Urban LiDAR Point Cloud Dataset

LiDAR provides the geometric backbone for autonomous navigation in urban environments. Unlike cameras, LiDAR delivers precise distance measurements unaffected by lighting conditions — working equally well at night, in direct sunlight, and through light rain. Urban autonomous systems including self-driving vehicles, delivery robots, and mobile mapping platforms depend on LiDAR for accurate 3D scene understanding.

Urban environments present unique challenges for LiDAR perception: dense pedestrian traffic, varied vehicle types (cars, trucks, bicycles, scooters), complex intersection geometry, construction zones, and the vertical complexity of multi-story buildings creating shadow regions. Training data must capture this full urban complexity across diverse city layouts and traffic patterns.

The gap between available academic LiDAR datasets and real-world requirements is significant. Most public datasets cover a small number of cities with limited weather and lighting variation. Models trained on these narrow distributions fail when deployed in cities with different road widths, intersection designs, vegetation patterns, and traffic densities.

Claru deploys vehicle-mounted LiDAR rigs (Ouster OS1-128, Velodyne Alpha Prime, or equivalent) synchronized with GPS/IMU and multi-camera arrays across urban environments. Collection routes cover arterial roads, residential streets, downtown cores, industrial zones, and highway on/off ramps to ensure comprehensive coverage of urban driving scenarios.

Each collection vehicle captures 10-20Hz LiDAR point clouds synchronized with 30fps camera imagery and centimeter-accurate RTK GPS positioning. Sessions span 30-90 minutes of continuous driving across varied traffic conditions including rush hour, midday, nighttime, and weekend traffic patterns.

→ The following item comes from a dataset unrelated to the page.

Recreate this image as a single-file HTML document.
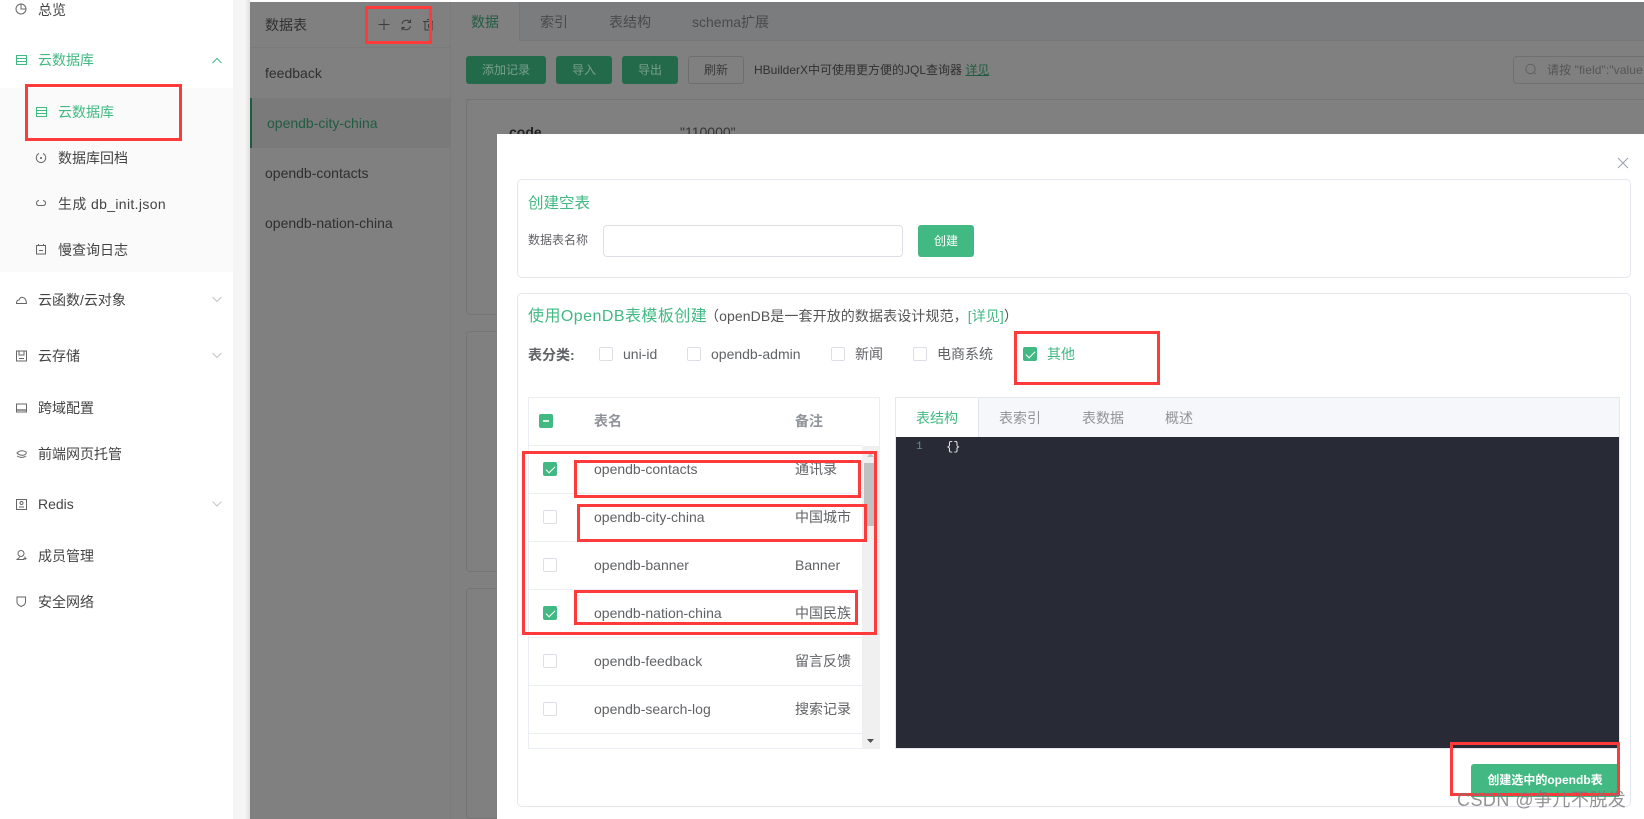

Geographic diversity spans 40+ cities across North America, Europe, and Asia, covering different road design standards, signage systems, lane configurations, and urban density profiles. Seasonal collection captures leaf-on and leaf-off vegetation, wet and dry road surfaces, and varying sun angles that affect LiDAR return intensity.

3D object detection models for autonomous vehicles train on the annotated LiDAR scans to detect and classify vehicles, pedestrians, and cyclists in point cloud data. The geographic diversity across 40+ cities ensures models learn features that generalize beyond the specific road geometries and traffic patterns of any single city.

Semantic segmentation networks for LiDAR process the per-point labels to build scene understanding models that classify every point in a scan. These models form the geometric backbone of autonomous driving perception stacks, distinguishing drivable surface from sidewalk, building from vegetation, and static from dynamic objects.

HD map construction pipelines use the lane marking and static map element annotations as training data for automated map building systems. These systems must detect lane boundaries, traffic signs, and infrastructure elements from LiDAR scans to maintain high-definition maps at continental scale.